The Bob Brown Foundation has collaborated with the Invasive Species Council to produce a report on the growing threat of feral deer to Tasmania’s natural landscape.
The strategy document aims to provide a number of options Tasmania can take to tackle the huge impact feral deer have now and to limit that impact into the future.
Read the full strategy here.
Executive Summary
Tasmania is a remarkable landscape of unique and outstanding natural and cultural values along with highly valued agriculture. Fallow deer were introduced to this landscape in 1836 to provide a hunting resource. By the 1970s the population had grown to between 7000 and 8000. In 2019, a survey of only part of the area occupied by feral deer identified around 54,000 feral deer. This was despite the reported removal of 30,000 feral deer that same year. While the exact numbers are uncertain, it is clear that, based on the reported 11.5% annual growth rate and despite take from hunting and crop protection, Tasmania’s feral deer population now numbers well above 2019 estimates, occupying more than 2 million hectares or 27% of the state.
Feral deer impact on a wide range of environmental, economic and community values. They have invaded areas of outstanding natural values, including the Tasmanian Wilderness World Heritage Area, national parks and other conservation reserves, where they cause significant damage to native vegetation and ecologically fragile areas and as such are an assault on the living Aboriginal cultural landscape of Tasmania. Feral deer are having a significant economic and psychological impact on farmers as many are fighting a losing battle against feral deer. They are having a major impact on the viability of tree planting for ecological restoration, forest plantations and carbon farming. Feral deer also invade urban amenity areas causing considerable damage to parks and gardens and are a threat to motorists.
Climate and habitat suitability modelling predicts that 56% of Tasmania could be inhabited by fallow deer and, based on a conservative annual growth rate of 10%, the population will be more than 1 million by 2050. If nothing is done, this situation presents a grave outlook.
The management of feral deer in Tasmania is conflicted. Fallow deer are recognised as a game resource and as such listed as ‘partly protected wildlife’ in Schedule 4 of Tasmania’s Wildlife (General) Regulations 2010. The Tasmanian Government’s Quality Deer Management policy is in essence about maintaining a quality herd of feral deer for hunting and trophies. This is a hangover from outdated eras that considered deer ‘wildlife’ to be protected as game animals. This policy has hindered effective control of feral deer in Tasmania as the population has grown and spread. Feral deer have evolved from being a resource for the enjoyment of hunters to now being a serious pest.
It is clear current policies and approaches are far from adequate in dealing with the growing feral deer problem in Tasmania.
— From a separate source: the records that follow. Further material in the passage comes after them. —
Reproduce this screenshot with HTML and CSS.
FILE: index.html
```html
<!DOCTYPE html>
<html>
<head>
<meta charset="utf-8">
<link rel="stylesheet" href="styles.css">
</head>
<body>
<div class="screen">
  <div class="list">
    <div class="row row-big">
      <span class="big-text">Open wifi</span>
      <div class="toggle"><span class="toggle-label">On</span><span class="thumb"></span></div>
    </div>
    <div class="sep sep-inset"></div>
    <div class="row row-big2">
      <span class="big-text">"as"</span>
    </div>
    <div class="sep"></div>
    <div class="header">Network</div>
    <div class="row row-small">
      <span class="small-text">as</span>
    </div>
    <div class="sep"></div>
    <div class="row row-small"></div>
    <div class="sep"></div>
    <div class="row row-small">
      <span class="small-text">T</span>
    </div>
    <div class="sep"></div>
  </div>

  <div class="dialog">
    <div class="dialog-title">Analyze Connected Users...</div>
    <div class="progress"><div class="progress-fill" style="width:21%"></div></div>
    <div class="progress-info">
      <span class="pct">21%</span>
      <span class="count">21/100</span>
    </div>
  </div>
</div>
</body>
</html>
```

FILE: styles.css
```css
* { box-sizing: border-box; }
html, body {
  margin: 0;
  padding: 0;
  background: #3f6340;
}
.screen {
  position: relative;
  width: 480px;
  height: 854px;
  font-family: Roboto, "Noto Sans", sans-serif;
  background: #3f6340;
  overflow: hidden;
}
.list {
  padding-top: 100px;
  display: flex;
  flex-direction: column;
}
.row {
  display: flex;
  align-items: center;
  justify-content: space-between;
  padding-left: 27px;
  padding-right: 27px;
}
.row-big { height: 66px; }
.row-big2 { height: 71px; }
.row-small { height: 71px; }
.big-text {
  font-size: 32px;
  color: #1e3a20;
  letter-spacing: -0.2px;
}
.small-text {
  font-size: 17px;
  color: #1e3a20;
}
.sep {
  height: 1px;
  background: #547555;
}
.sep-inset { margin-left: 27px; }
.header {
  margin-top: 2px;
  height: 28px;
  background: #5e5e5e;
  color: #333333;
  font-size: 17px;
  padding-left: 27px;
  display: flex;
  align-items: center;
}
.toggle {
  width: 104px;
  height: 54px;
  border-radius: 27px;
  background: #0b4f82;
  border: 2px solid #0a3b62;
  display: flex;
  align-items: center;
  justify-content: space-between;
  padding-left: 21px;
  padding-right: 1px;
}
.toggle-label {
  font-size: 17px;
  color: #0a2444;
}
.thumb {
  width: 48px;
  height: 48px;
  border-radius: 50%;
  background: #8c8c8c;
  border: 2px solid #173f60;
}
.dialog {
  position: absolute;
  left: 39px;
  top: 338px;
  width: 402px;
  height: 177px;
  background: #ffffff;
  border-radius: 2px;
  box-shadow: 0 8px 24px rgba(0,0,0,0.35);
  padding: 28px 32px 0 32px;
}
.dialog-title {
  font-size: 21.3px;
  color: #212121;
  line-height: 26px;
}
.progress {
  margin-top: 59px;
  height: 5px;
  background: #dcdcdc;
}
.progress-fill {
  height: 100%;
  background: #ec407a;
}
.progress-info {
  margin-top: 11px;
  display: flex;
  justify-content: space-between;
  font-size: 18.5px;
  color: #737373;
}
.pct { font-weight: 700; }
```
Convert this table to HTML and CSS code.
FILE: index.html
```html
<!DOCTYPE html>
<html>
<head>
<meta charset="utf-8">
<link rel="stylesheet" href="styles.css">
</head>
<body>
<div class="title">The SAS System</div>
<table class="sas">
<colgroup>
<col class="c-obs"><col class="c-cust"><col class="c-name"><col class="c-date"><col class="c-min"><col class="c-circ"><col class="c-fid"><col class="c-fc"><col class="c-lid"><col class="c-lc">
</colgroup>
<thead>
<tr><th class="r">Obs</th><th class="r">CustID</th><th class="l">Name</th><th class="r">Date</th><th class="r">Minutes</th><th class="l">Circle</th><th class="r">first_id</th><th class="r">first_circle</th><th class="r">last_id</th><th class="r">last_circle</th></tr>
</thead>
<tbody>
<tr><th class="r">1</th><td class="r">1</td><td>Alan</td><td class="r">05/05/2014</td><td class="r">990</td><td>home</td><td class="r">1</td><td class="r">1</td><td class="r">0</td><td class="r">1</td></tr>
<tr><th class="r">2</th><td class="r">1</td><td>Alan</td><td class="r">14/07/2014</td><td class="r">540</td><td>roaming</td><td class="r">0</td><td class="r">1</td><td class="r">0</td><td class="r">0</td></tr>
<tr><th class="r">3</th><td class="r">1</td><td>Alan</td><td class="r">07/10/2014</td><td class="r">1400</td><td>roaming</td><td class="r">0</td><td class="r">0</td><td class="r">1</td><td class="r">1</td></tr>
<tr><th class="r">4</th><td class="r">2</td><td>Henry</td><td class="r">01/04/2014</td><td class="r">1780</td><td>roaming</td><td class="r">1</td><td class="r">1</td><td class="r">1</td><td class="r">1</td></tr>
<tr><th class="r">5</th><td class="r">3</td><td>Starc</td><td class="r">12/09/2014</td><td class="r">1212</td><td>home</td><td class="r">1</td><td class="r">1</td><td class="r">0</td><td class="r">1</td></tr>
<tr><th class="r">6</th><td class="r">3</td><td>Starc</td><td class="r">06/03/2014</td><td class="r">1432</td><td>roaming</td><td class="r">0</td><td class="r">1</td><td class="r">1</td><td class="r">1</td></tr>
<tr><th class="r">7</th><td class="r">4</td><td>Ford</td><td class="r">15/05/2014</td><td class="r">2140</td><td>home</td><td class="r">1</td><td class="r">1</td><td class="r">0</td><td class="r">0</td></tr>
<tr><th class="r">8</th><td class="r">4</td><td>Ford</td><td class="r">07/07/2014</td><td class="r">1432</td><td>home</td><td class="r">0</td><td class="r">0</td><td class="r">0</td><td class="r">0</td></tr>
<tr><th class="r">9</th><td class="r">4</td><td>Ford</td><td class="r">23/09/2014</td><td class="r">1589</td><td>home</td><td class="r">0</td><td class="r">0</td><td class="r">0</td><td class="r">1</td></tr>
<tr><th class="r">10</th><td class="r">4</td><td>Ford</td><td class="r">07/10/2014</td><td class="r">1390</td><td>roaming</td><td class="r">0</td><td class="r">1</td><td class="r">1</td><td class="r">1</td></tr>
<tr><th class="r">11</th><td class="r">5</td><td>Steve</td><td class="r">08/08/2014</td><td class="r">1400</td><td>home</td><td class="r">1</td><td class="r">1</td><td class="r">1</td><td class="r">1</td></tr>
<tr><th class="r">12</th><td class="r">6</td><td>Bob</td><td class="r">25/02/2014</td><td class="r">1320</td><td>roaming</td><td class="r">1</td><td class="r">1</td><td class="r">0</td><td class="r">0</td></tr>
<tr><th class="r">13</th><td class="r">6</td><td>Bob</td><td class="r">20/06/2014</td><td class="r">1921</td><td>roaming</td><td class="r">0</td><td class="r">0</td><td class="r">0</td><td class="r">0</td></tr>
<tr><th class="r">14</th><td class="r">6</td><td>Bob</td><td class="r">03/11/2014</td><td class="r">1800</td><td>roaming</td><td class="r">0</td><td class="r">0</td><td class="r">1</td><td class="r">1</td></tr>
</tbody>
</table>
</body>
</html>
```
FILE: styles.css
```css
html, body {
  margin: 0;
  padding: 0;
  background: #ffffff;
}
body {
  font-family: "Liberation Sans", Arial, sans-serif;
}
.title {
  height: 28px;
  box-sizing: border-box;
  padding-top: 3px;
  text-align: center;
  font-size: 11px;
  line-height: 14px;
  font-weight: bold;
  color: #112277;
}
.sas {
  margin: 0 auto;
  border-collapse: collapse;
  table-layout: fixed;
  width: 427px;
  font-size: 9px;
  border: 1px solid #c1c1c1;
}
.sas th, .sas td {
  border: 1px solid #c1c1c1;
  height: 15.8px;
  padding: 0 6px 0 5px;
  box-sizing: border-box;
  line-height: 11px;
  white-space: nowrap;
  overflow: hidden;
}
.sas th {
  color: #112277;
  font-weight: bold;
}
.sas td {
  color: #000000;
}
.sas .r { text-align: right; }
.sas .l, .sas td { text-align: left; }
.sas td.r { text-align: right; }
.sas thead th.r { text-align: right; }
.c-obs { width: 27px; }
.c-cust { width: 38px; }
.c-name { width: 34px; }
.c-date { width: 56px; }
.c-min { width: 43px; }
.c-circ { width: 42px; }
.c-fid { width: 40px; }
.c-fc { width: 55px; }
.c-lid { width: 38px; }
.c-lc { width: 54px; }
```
There is now an urgent need for Tasmania to take a new, biosecurity-based approach to managing feral deer. This fundamentally requires removing the legally binding, ‘partly protected’ status of deer from the Wildlife Regulations (2010), which currently hinders effective control, and instead manage feral deer as a pest under the Biosecurity Act (2019). The challenge will be to the hunting community and Game Services Tasmania who covet the hunting culture and protection of feral deer for quality game, to approach the issue from a different perspective. Recreational hunters would play a role in implementing this strategy, but their interests in quality feral deer herds and trophies will no longer dominate at the expense of nature, farming and people.
The vision of this strategy for control of feral deer in Tasmania is:
By 2032 feral deer in Tasmania are confined to a population of less than 10,000, occurring only in the Midlands Control and Containment Zone, where they are managed to fully protect high value natural, cultural, agricultural and forestry assets.
To achieve this, the strategy presents an approach that utilises biosecurity principles for managing invasive species by establishing area-based objectives. There are five feral deer biosecurity zones: Prevention, Eradication A, Eradication B, Control and Containment and Asset Protection. Each zone has a clear objective in regard to feral deer. Hindrances to land owners controlling deer will be removed and professional pest controllers using the most effective and humane methods will be utilised to control and eradicate feral deer.
This strategy presents 28 key actions to support the implementation of the plan.
The substantial shift in approach to controlling feral deer in Tasmania requires strong leadership beyond the current hunting-based paradigm. This strategy calls for a multidisciplinary Feral Deer Control Taskforce led by Biosecurity Tasmania to take leadership in planning and managing the implementation of this new biosecurity approach to controlling feral deer.
To build capacity, develop best practice and achieve change it will be vital for community groups, conservation organisations, the Tasmanian Aboriginal community, land owners, government and hunters to be working in collaboration.
It’s time to remove the conflict and act to prevent the predicted substantial escalation of feral deer across Tasmania. The $1.8 million annual cost of implementing this feral deer strategy is in the order of only 2% of the $100 million a year likely annual cost of feral deer to the community and economy. Investing now in effective control is extremely prudent – it will save millions of dollars that will be needed if feral deer numbers are allowed to continue to escalate.